=== Work required ===
Look below and pull out each line with the word "this".

Dataset items

==*==

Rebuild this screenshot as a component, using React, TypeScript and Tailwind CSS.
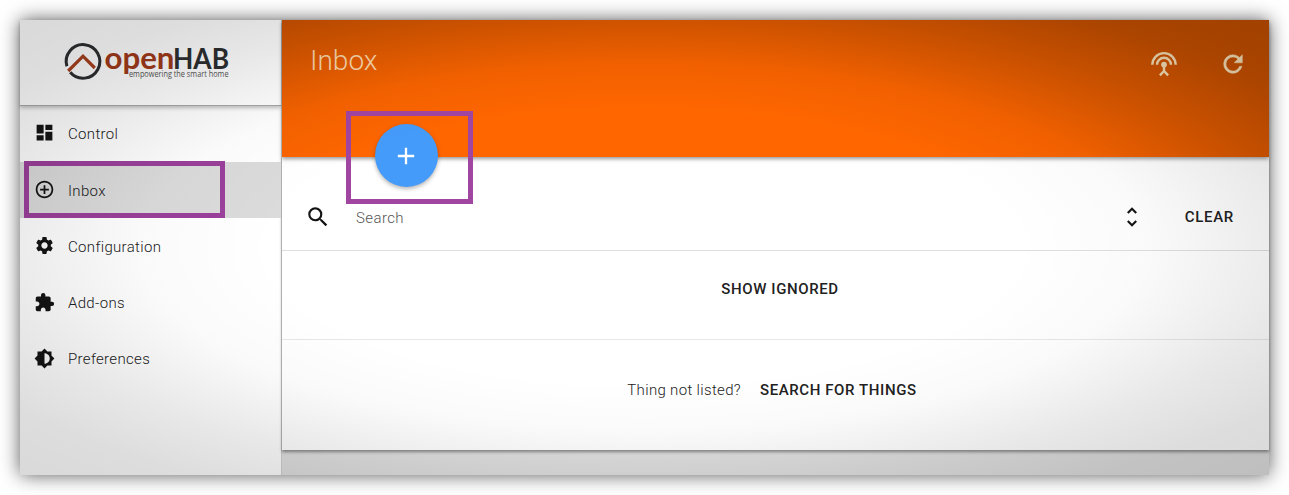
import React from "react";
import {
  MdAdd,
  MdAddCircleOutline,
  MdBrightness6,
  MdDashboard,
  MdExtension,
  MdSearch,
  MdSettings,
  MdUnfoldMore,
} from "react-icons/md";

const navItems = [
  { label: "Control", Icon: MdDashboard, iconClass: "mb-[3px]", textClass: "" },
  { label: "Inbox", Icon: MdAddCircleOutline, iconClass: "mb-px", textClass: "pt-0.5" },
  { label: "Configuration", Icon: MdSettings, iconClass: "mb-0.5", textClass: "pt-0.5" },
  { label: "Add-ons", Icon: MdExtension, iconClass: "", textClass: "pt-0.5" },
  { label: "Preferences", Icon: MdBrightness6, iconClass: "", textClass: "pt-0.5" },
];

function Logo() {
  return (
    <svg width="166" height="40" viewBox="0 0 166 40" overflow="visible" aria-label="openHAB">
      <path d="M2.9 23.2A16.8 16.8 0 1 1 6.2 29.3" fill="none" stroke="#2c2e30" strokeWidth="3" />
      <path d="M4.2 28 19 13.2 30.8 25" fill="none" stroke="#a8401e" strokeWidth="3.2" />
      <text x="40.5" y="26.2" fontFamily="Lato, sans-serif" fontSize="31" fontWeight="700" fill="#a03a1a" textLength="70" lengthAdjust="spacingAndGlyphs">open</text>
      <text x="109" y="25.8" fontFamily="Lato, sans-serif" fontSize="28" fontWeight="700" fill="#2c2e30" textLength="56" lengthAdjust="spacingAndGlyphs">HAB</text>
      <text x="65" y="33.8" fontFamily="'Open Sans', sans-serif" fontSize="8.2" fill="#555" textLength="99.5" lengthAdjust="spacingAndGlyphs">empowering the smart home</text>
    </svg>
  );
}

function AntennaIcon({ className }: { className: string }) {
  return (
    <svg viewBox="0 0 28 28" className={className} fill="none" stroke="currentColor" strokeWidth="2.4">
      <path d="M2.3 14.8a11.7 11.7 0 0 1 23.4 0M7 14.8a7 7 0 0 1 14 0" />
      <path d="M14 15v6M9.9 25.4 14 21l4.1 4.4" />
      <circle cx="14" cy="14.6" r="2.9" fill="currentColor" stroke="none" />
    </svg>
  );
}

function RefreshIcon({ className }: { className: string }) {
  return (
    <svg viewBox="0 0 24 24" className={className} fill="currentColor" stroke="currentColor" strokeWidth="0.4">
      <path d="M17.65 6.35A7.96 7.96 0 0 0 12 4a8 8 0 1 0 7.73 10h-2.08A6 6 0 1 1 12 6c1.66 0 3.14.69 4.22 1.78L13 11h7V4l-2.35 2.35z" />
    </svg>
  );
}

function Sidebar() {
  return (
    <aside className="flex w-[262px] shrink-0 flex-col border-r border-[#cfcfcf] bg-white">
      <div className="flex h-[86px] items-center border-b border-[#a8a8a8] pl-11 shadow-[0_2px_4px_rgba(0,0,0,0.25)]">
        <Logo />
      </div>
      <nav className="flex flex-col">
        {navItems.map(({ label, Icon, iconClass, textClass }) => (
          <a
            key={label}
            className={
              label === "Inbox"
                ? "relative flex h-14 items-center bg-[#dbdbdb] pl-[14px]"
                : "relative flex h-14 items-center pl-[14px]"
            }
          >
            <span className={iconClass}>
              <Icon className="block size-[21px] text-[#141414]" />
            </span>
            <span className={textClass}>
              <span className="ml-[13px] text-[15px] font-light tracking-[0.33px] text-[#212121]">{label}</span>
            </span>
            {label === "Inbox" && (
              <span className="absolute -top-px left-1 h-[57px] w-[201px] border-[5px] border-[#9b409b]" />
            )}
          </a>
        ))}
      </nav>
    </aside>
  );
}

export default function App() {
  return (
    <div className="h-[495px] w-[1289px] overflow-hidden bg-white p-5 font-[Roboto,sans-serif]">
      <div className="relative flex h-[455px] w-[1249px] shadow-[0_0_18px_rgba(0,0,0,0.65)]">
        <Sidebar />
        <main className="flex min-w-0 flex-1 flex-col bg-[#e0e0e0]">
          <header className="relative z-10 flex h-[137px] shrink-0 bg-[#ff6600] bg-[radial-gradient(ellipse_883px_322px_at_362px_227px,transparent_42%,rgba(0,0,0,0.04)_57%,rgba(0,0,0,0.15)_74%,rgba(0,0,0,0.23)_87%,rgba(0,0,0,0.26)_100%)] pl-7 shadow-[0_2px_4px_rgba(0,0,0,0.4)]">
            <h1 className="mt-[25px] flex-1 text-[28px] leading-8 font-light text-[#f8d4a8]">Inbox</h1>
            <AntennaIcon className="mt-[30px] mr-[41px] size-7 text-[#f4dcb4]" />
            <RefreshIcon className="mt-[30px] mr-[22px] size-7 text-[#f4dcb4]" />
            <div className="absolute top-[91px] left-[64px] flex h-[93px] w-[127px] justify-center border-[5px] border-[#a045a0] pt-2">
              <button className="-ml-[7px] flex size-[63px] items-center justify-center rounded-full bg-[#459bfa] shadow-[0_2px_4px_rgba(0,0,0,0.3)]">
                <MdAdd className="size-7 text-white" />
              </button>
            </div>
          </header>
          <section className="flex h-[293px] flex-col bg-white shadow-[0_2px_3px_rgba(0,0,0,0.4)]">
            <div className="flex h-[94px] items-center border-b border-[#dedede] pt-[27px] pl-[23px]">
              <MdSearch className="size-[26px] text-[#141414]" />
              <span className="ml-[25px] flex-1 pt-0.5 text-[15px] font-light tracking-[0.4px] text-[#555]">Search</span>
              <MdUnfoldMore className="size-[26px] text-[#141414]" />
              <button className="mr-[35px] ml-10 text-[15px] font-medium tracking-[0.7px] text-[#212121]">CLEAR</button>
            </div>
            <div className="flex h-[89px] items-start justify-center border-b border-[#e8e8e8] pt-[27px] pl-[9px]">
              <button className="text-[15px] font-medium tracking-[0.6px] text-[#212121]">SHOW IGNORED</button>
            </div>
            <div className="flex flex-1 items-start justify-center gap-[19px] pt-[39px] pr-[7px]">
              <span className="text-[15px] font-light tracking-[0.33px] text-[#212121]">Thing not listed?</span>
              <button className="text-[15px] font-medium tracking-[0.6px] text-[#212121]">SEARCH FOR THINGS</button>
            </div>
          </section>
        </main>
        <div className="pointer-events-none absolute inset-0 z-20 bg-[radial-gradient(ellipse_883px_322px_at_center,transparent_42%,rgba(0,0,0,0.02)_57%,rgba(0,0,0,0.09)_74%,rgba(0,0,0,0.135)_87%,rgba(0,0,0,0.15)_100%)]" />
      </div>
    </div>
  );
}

==*==

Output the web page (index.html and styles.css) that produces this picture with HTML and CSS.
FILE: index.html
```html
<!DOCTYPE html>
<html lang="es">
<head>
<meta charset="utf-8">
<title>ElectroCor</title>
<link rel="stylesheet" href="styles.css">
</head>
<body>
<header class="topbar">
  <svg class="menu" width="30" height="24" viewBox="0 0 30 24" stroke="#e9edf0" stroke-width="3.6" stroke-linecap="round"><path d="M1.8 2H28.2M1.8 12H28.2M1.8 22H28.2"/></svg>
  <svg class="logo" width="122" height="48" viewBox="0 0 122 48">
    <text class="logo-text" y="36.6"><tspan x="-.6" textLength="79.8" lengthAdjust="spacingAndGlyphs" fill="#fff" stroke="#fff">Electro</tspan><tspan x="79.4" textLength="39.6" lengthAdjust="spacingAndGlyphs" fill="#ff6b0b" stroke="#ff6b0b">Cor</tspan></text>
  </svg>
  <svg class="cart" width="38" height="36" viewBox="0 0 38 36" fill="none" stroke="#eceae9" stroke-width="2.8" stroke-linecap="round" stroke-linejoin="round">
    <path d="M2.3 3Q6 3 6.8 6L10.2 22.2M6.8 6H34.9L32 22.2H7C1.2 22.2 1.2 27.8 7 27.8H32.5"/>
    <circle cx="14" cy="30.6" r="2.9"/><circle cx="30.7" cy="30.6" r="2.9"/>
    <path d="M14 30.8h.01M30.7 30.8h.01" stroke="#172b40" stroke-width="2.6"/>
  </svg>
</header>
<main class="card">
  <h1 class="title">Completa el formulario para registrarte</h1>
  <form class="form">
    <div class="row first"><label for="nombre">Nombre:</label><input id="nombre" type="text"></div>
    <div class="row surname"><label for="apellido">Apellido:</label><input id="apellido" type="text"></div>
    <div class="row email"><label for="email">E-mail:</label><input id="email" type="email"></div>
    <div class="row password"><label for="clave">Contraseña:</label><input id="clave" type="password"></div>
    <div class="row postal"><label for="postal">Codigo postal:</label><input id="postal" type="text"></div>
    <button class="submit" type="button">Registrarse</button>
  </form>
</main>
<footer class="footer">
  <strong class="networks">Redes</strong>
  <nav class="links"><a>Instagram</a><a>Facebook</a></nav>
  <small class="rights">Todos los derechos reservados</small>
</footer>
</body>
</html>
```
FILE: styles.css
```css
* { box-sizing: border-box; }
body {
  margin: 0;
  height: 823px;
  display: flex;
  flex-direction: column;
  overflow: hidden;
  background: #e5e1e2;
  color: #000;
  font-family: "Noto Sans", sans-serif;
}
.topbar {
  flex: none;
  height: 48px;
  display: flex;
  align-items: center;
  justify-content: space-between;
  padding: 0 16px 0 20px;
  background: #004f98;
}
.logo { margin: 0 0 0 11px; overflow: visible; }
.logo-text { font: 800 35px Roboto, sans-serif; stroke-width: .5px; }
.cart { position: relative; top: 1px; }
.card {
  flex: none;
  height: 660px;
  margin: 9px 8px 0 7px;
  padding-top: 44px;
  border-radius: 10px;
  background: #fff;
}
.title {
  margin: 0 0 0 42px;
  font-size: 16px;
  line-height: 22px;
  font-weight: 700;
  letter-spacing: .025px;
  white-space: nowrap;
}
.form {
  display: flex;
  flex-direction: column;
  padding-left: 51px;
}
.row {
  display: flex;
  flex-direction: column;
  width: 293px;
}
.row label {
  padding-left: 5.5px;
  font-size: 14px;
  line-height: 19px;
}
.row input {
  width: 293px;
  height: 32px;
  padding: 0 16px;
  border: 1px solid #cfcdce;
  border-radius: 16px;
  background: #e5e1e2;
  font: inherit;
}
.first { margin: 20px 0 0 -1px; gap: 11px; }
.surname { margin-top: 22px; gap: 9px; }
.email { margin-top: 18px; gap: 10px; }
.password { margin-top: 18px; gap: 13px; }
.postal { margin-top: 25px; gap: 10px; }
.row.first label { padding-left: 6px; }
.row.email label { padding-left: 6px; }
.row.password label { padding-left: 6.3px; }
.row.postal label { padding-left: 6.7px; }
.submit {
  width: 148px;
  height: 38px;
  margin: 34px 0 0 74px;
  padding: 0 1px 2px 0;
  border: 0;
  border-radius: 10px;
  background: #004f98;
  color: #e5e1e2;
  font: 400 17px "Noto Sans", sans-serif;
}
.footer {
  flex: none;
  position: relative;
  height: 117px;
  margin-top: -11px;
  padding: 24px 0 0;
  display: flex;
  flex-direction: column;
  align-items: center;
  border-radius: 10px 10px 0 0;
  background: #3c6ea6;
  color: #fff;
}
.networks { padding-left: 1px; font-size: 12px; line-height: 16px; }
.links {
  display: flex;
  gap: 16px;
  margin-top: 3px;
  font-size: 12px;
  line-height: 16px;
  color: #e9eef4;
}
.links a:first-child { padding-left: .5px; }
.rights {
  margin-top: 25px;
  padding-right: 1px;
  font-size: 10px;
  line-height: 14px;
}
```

==*==

=== Final result ===
Rebuild this screenshot as a component, using React, TypeScript and Tailwind CSS.
Output the web page (index.html and styles.css) that produces this picture with HTML and CSS.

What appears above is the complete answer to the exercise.